Recently I started teaching myself Korean cooking and I noticed that one of the core ingredients – Gochujnag – has gluten in it. Gochujang is the Korean chili paste used in several dishes including Bibimbop. I went to many different Asian markets, including the Korean H Mart, and read the labels of every brand. Every single gochujang I saw sold in Seattle has gluten in it. It is very likely that you will be getting gluten exposure when ordering any dish at a Korean restaurant that uses chili paste. Sneaky gluten filler is exactly what I discovered when I researched commercial gyro meat.
For this post, I want to thank Gluten-Free Veg-heads UNITE for their post Gluten-Free Victory!! Spicy Korean Bean Paste. They spotted in the Wikipedia how commercial production of gochujang took over in the 1970s and this was likely when gluten became a staple ingredient. Probably because it is cheap and acts as a preservative. Why it is there is of no concern to me. The important thing is that I am able to make my own gluten-free version. Using the recipe from Shizouka Gourmet converted by Veg-Heads and then adjusted my me, I made my own.
Ingredients
- 1 1/8 cup water
- 1/2 cup packed brown sugar
- 1/2 cup Korean chili powder
- 1 cup miso paste with no MSG or Gluten
- 1 Tablespoon salt
- 1 teaspoon rice vinegar
Directions
The directions are posted with photos on Korean Cuisine: Home-Made Gochujang. Here is the summary.
- Add water and brown sugar into pan. Heat until sugar is dissolved.
- Add Miso and keep heating until dissolved. Use a wooden spatula. Keep going until everything is smooth.
- After most of the water has dissolved, add the Korean chili powder and stir.
- When big bubbles start appearing, turn off heat.
- Let the paste cool and little and then stir in salt and rice vinegar.
- Jar paste. Shizouka Gourmet says it should keep for a year.

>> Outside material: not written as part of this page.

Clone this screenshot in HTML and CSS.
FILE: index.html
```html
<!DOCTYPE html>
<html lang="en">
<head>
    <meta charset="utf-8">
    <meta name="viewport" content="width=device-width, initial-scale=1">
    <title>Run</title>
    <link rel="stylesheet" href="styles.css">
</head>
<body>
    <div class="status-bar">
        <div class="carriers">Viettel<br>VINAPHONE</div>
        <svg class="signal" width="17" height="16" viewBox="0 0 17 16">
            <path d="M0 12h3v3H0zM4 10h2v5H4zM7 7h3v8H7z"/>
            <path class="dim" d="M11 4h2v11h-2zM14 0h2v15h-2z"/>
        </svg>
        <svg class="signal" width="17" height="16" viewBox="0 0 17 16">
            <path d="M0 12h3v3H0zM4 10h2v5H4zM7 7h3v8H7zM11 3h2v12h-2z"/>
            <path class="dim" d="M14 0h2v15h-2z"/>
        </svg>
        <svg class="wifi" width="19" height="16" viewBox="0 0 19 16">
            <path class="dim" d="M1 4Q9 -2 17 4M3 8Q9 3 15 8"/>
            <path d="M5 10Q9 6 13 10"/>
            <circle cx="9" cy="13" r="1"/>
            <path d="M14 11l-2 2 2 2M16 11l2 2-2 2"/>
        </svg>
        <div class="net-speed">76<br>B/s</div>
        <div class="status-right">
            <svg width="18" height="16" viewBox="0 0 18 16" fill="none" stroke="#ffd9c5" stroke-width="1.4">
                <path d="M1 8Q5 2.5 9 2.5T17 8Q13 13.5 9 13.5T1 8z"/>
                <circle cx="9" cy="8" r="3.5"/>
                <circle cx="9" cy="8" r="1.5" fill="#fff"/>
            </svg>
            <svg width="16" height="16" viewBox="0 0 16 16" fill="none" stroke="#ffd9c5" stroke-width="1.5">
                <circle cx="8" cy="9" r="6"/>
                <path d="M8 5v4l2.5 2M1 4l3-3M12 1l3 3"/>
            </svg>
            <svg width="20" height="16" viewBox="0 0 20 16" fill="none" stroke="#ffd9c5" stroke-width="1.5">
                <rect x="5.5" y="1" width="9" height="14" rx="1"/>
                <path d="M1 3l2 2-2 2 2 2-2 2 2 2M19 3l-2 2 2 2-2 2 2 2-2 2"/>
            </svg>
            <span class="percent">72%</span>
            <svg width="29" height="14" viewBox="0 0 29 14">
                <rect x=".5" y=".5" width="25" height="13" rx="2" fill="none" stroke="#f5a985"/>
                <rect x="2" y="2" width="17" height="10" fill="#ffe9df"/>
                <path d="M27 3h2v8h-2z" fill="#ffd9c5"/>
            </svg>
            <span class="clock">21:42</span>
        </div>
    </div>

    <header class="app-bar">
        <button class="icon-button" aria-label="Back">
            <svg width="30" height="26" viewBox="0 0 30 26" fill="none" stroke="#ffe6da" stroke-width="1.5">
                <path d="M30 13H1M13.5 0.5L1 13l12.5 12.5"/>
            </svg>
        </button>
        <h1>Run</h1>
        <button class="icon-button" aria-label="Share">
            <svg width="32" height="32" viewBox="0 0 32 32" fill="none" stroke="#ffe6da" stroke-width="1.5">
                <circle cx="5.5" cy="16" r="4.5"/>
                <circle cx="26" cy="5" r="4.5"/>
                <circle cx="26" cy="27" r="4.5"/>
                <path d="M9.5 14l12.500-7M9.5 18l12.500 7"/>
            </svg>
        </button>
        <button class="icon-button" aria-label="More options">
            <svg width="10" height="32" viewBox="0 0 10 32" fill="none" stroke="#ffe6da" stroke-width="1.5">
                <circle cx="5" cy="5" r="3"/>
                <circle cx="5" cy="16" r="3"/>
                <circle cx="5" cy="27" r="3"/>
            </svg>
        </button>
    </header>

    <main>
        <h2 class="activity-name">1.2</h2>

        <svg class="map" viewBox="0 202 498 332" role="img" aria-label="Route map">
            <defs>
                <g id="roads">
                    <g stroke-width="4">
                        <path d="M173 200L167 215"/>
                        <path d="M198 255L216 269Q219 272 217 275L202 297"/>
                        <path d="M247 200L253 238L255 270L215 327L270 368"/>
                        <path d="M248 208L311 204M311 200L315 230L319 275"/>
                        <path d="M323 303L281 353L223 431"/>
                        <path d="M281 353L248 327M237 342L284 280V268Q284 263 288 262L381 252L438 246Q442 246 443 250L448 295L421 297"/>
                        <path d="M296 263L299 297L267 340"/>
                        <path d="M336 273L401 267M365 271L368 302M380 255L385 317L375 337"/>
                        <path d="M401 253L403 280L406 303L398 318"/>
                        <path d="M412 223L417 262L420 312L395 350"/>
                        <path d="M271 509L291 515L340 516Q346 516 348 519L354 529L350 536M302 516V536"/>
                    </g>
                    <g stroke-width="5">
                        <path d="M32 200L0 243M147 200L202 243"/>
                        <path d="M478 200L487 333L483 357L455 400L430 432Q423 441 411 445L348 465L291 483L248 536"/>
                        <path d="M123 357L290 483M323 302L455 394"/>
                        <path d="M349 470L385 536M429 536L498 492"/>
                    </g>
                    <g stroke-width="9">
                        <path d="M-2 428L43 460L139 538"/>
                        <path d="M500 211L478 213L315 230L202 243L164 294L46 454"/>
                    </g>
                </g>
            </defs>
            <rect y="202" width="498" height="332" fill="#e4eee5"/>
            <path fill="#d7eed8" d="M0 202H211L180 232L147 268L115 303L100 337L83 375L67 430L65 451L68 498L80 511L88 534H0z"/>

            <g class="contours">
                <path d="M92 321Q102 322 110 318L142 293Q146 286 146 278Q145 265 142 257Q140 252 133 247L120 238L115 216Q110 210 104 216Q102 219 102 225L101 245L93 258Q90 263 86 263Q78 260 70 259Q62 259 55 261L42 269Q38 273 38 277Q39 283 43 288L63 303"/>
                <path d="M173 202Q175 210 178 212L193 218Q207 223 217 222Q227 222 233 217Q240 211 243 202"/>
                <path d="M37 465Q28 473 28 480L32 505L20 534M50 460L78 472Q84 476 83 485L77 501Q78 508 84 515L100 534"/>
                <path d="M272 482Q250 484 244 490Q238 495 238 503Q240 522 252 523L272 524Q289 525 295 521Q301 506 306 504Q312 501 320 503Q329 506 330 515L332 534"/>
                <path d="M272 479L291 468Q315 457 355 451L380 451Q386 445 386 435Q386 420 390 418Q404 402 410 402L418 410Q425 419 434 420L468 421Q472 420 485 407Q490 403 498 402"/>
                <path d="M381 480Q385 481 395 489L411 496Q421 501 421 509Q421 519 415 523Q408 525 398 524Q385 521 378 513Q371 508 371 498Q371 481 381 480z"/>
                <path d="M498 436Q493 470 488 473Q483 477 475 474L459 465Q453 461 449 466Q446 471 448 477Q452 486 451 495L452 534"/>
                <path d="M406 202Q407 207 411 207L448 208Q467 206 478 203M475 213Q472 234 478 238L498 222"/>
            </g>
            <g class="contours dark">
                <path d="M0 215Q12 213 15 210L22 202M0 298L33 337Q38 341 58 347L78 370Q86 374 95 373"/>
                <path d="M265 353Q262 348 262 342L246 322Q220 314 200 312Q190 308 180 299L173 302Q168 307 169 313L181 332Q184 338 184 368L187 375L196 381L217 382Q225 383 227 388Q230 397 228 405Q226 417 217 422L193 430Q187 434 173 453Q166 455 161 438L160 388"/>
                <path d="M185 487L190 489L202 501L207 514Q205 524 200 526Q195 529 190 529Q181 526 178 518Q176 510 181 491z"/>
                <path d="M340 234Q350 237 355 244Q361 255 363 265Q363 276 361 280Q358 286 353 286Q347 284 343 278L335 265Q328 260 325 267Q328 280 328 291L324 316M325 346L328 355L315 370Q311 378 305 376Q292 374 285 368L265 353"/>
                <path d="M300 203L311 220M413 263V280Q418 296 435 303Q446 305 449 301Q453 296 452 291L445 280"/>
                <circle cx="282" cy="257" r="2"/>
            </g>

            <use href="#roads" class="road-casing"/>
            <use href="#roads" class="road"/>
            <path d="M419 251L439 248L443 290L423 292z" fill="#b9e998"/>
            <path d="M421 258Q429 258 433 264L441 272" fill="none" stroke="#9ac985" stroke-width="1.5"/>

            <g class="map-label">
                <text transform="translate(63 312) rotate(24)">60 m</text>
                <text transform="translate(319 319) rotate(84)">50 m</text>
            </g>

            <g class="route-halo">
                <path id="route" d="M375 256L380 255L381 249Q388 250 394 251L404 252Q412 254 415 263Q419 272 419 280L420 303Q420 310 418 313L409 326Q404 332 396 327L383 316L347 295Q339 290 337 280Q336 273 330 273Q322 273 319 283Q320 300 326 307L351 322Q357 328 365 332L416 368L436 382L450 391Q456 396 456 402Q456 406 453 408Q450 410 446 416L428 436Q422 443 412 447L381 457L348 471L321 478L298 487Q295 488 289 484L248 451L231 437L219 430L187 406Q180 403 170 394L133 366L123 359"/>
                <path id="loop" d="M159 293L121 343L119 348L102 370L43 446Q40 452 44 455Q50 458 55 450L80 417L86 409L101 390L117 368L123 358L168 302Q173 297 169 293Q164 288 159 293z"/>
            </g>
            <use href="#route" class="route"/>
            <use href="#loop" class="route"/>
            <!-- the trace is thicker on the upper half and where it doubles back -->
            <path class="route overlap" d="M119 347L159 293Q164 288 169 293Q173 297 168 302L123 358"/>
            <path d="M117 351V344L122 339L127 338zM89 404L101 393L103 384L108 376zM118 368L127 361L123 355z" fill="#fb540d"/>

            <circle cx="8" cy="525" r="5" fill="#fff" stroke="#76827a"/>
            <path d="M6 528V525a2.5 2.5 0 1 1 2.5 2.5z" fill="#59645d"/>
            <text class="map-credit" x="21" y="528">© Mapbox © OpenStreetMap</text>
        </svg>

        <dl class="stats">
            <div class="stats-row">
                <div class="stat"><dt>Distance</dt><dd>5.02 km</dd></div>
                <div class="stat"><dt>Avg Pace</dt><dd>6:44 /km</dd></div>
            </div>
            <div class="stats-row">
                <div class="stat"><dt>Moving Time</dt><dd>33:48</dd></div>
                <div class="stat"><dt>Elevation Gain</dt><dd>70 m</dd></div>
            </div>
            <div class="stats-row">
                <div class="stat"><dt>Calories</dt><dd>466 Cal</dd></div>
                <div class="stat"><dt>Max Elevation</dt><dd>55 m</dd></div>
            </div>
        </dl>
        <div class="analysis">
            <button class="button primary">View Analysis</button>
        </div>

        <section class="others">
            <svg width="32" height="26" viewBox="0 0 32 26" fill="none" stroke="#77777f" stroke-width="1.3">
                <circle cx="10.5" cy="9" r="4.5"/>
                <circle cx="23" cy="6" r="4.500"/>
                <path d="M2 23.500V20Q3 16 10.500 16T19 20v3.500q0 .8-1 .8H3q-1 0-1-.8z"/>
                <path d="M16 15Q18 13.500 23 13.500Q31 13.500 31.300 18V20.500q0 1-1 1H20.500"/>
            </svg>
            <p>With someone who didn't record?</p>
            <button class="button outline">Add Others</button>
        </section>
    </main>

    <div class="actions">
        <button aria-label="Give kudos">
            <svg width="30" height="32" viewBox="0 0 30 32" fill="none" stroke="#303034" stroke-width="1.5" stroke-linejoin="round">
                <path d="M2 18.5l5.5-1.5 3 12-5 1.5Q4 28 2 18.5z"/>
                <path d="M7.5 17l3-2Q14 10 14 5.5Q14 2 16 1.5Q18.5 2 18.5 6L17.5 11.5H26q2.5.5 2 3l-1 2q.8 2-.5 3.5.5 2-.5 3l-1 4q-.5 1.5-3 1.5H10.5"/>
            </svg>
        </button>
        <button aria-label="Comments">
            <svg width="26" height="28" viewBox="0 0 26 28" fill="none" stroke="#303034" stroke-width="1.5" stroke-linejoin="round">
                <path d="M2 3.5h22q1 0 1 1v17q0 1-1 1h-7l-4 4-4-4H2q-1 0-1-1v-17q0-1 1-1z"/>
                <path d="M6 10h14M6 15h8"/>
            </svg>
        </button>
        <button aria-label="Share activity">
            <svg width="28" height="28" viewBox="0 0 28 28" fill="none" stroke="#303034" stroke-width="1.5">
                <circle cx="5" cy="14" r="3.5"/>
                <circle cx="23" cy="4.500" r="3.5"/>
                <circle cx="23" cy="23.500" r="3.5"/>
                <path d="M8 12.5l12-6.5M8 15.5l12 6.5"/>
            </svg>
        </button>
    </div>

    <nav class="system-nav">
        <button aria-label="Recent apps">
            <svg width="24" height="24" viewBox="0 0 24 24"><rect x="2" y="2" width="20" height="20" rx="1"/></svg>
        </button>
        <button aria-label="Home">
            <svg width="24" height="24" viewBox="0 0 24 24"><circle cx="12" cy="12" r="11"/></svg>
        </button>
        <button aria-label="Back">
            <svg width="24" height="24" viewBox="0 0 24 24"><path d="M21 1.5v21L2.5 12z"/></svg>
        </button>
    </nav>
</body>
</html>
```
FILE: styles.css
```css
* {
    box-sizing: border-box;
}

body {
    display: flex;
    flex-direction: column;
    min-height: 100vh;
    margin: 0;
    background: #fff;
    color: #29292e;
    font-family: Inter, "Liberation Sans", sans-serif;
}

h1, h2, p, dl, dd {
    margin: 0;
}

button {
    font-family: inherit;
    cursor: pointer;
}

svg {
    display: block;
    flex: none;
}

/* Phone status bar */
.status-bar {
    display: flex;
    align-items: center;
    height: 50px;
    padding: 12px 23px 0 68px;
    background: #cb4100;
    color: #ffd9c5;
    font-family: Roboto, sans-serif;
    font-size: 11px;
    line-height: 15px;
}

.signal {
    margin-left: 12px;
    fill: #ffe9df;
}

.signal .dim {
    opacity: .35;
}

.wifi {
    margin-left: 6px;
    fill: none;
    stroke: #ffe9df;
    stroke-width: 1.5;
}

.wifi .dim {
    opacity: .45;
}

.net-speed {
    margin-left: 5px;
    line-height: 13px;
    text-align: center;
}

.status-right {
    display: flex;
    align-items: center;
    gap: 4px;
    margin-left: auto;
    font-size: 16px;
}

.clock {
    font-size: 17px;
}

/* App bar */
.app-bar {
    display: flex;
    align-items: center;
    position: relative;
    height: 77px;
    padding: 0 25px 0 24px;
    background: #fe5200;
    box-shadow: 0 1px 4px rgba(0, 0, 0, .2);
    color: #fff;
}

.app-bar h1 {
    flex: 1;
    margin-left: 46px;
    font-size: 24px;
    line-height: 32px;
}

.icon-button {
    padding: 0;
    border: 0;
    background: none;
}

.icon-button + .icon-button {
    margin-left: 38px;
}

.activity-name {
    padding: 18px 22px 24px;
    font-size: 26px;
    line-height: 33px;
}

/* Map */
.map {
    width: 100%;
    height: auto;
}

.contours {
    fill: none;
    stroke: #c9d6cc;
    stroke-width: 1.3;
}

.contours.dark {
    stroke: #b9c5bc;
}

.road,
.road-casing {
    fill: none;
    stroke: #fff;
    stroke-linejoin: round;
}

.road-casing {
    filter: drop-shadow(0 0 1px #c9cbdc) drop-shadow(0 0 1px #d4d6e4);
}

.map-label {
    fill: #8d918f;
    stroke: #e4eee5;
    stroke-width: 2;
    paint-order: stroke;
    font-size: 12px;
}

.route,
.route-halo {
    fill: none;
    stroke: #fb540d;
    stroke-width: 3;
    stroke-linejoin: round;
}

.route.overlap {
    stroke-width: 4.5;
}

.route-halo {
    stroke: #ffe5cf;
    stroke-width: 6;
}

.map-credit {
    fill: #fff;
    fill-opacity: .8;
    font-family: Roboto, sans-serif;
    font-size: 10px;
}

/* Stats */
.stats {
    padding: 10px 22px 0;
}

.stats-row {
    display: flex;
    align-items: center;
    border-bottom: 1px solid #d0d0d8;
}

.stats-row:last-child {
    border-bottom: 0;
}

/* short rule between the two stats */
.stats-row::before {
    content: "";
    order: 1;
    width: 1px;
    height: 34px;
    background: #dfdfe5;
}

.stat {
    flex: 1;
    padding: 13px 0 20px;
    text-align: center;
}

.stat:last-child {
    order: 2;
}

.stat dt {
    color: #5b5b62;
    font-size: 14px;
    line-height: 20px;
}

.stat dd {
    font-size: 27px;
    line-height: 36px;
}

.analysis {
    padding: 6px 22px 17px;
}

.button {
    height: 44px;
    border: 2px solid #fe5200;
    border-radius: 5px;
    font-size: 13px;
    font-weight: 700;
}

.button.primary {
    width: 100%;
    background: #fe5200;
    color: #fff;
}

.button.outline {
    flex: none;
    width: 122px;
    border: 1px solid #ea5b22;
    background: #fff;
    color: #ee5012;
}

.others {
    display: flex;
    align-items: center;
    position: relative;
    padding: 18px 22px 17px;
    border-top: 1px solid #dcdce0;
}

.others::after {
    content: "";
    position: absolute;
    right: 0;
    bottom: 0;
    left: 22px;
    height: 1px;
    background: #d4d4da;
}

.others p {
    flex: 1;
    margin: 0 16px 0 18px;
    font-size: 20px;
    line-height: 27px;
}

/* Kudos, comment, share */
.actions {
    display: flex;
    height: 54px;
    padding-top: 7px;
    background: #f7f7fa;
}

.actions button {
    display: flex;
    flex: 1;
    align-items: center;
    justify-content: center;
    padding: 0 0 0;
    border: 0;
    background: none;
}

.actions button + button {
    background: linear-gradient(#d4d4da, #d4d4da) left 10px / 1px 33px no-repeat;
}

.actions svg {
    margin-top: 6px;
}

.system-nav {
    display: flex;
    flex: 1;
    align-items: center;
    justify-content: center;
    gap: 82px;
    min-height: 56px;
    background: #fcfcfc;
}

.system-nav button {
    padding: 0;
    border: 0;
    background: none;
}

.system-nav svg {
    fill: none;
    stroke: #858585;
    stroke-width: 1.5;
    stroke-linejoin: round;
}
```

I avoid soy, unless it has gone through a long fermentation such as miso or natto.

Korean red pepper flakes.

Making the Gochujang.

Finished Gochujang.
I’ve made 3 clay pot dishes using my gochujang. They tasted great and without gluten. My gochujang was a little more on the sweet side than spicy. When I make this again next time, I will increase the amount of of chili powder. At some point if I continue to be interested in Korean cooking, I may ferment my own gochujang. Note that the Maangchi tutorial is not gluten free, so the recipe would need to adjusted.
Oh man, I love gochujang! There’s always some in my fridge…really good on eggs or burgers or… anything really. The gluten doesn’t bother my system but I still find it annoying that they find it necessary to add it in. Most of the gochujang I’ve seen has high fructose corn syrup in it as well… annoying.
@Dhammy – Great ideas. I hadn’t thought about adding it on burgers or eggs. I think I am going to need to make a much larger batch.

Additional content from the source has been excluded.